On Sunday night's Mad Men ("The Monolith"), we saw Don Draper back at the agency he built after being put on ice for a year. But this time, he's on probation and needs to abide by three strict rules set by the partners (if not he'll be terminated from his contract and lose any shares of the company):

  1. No alone time with clients,
  2. Stick to a pre-approved script in client meetings,
  3. No drinking on the job

If you've seen the show before, you know that this should be impossible for Don. First of all, he's an alcoholic. Secondly, he's a genius. And part of that genius is Don's ability to improvise in pitches.

In this episode, Don realizes what these limitations actually mean. He is assigned to write 25 taglines by his former assistant. He asks what the strategy is, but is told Lou Avery (his new boss) prefers strategy after making the copy. In other words, creative is now about coming up with catchlines, as opposed to advertising. When Don senses an opportunity to pitch to a computer company, he is brutally shut down by one of the partners: He is only here because he doesn't have the dignity to leave. They don't actually need him.

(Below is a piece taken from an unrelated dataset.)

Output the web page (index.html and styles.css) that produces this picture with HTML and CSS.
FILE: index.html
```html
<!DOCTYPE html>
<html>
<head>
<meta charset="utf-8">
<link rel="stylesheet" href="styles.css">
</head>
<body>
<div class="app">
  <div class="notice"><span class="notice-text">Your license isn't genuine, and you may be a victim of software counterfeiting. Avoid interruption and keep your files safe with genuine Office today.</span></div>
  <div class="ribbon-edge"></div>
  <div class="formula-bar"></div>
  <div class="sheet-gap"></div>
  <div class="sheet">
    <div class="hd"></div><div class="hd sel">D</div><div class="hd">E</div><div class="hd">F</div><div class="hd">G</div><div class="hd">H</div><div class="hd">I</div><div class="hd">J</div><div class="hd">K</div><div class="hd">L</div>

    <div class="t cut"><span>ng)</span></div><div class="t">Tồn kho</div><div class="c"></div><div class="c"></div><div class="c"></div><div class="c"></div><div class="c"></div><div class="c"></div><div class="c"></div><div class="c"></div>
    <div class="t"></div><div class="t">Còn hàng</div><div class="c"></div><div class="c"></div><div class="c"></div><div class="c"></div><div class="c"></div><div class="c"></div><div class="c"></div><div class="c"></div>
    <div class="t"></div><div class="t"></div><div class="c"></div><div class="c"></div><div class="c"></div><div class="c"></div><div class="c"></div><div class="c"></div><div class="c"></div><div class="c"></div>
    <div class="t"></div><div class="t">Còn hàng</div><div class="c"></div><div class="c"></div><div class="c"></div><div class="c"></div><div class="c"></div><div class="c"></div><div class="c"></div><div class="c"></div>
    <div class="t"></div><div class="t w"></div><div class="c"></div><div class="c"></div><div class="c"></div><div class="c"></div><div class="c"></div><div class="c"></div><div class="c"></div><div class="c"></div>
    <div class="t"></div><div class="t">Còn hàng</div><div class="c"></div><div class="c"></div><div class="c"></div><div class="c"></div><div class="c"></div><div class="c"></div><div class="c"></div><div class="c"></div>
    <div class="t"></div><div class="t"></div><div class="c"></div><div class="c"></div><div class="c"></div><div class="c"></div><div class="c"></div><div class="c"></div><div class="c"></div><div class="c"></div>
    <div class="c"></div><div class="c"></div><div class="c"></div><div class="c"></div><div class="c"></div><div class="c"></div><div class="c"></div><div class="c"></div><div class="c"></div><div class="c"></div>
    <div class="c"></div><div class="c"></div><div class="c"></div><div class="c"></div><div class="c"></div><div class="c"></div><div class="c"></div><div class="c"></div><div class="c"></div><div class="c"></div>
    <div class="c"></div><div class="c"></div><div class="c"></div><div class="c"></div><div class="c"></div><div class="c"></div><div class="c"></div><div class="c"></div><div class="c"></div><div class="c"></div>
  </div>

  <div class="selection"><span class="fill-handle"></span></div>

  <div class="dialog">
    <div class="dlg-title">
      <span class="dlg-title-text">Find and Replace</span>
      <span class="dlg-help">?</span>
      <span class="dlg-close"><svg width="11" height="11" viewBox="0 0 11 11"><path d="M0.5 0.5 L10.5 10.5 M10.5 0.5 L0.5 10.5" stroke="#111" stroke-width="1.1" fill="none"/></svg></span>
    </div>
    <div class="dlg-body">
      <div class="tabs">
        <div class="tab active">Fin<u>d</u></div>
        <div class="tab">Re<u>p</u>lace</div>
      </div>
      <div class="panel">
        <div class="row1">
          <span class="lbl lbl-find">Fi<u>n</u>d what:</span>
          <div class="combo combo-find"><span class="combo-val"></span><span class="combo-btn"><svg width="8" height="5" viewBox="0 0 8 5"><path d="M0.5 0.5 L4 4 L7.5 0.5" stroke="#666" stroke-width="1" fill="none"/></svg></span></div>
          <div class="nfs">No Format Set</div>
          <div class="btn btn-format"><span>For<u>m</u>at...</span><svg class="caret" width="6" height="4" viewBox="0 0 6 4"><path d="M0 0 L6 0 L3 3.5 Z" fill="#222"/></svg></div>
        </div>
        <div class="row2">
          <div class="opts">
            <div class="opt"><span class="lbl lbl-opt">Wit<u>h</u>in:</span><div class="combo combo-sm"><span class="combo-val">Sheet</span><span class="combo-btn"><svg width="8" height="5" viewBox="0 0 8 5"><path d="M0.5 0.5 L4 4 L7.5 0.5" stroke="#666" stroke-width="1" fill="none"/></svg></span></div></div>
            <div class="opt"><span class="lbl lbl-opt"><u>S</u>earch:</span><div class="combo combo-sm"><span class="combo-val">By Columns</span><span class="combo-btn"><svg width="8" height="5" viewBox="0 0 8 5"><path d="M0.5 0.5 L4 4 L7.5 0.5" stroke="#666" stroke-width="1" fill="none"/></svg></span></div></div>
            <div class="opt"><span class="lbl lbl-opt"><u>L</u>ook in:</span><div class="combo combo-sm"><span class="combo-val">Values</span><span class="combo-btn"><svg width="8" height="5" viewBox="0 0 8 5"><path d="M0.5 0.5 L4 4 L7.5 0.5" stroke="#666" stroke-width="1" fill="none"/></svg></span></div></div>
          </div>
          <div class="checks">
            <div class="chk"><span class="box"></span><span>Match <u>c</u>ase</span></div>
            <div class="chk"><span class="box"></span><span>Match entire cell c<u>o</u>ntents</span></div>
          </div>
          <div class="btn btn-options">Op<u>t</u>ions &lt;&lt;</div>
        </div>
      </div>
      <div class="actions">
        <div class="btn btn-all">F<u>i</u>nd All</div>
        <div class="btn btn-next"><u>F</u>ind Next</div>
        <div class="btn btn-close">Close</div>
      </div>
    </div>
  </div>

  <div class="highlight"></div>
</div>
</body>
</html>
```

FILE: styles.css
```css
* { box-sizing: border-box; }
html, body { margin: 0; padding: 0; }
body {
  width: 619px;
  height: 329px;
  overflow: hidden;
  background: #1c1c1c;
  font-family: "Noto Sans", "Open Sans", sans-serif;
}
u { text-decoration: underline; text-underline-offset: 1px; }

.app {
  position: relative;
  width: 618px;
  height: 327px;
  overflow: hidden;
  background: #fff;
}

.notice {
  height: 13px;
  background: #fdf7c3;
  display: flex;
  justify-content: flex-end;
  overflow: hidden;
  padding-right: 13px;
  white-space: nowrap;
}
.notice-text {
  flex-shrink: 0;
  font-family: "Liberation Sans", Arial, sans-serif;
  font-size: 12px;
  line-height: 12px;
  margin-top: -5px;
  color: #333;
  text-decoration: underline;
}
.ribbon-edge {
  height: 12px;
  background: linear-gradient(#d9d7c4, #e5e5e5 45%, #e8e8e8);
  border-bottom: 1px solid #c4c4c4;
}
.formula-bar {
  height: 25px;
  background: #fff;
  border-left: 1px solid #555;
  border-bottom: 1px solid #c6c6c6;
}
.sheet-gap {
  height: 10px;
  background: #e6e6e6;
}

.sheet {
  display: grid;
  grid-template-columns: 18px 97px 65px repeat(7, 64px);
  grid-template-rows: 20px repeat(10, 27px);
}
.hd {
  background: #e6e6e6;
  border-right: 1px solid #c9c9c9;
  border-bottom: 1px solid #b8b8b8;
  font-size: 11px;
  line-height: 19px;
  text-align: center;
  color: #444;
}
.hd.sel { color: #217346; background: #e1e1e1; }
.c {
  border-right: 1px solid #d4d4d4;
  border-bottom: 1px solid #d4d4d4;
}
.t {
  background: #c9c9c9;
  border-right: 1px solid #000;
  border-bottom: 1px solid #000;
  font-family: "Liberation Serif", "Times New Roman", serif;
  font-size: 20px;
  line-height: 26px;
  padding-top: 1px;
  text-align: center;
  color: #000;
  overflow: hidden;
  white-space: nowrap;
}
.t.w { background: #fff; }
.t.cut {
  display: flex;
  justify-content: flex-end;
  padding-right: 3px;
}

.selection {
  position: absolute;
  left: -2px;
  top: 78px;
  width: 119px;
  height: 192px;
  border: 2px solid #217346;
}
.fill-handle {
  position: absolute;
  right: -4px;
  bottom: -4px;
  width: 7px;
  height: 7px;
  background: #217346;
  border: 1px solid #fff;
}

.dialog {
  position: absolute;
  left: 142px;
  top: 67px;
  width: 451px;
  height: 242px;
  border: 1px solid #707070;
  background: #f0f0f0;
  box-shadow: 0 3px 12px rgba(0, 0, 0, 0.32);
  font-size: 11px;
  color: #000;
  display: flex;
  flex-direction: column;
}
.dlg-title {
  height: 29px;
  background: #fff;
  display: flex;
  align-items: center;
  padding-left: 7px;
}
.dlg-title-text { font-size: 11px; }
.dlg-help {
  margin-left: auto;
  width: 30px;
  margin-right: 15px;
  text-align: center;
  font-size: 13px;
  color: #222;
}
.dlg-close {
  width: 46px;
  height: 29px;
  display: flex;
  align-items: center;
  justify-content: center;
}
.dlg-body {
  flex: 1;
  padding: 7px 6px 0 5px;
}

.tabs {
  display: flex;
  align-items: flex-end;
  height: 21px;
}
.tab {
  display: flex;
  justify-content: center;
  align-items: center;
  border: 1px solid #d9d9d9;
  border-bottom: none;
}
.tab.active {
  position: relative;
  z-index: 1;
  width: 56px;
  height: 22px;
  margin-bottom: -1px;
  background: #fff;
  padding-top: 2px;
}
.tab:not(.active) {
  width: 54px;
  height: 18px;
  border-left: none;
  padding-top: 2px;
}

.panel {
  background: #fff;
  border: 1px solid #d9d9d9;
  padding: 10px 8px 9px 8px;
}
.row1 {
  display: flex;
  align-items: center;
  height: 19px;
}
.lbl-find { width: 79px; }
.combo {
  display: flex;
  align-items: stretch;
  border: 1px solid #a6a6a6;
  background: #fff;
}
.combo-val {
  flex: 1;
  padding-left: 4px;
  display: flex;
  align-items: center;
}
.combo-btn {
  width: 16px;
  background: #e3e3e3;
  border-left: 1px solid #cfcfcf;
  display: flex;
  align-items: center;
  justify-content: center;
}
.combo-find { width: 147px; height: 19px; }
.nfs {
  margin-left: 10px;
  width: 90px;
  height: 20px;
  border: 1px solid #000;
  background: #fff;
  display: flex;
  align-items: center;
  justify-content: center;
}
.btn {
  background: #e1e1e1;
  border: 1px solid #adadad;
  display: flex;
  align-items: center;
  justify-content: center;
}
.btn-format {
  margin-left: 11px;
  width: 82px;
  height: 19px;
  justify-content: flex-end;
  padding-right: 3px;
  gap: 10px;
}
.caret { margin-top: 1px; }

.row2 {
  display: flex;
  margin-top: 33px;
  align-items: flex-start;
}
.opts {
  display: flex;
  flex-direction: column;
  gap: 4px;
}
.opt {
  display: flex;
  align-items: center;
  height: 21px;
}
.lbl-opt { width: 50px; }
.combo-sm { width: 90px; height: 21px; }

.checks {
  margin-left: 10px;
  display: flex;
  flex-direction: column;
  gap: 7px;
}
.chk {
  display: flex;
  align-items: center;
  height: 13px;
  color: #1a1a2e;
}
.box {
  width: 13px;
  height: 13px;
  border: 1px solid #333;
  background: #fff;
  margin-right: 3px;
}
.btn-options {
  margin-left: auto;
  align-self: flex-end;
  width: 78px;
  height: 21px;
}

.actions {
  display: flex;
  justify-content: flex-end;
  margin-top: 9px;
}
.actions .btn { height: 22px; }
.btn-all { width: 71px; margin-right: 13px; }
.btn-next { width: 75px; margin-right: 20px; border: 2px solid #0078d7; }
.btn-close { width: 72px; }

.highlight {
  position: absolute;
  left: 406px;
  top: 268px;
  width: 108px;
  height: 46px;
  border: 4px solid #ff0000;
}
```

All of this sends Don straight to the bottle and has to be secreted out by Freddie Rumsen, himself an alcoholic that used to work with Don before being fired and joining AA. The next morning, Freddie has a come to Jesus meeting with Don: Either continue being a drunk, lose his job at Sterling Cooper, and schlep around like Freddie does... or just "do the work."

The episode ends with at his office punching out 25 taglines at his typewriter.

We live in a narcissistic culture. We've been in one for a few generations now. Narcissists want to look a certain way, without doing the work required in actually being that way. The reality, however, is that the difference between what you think you are and what other people think you are is purely a function of your output. Don Draper thought he would be recognized for his genius and put back in the helm of creative. But all they remember was his breakdown during the Hershey pitch last season. It was a cathartic moment for the character and the audience, to finally reveal who he was. But for everyone else in the room, it was a breakdown. That was the output he gave that led to his diminished role.

What Freddie said to Don, simply, was that if you want to be back to where you were, you need output good work reliably again. And at this point, that means putting out 25 taglines for your old assistant.

We all have been in situations where we felt others weren't recognizing who we were. In reality, they were only responding to whatever output we've given them up to that point. That's a scary thought. That means you have what you deserve, for good and bad. You have the job you deserve. You don't have the girl of your dreams because you didn't do anything to deserve it. You have exactly the number of twitter followers you deserve. You have the job you deserve.

You're not happy with that? Do the work.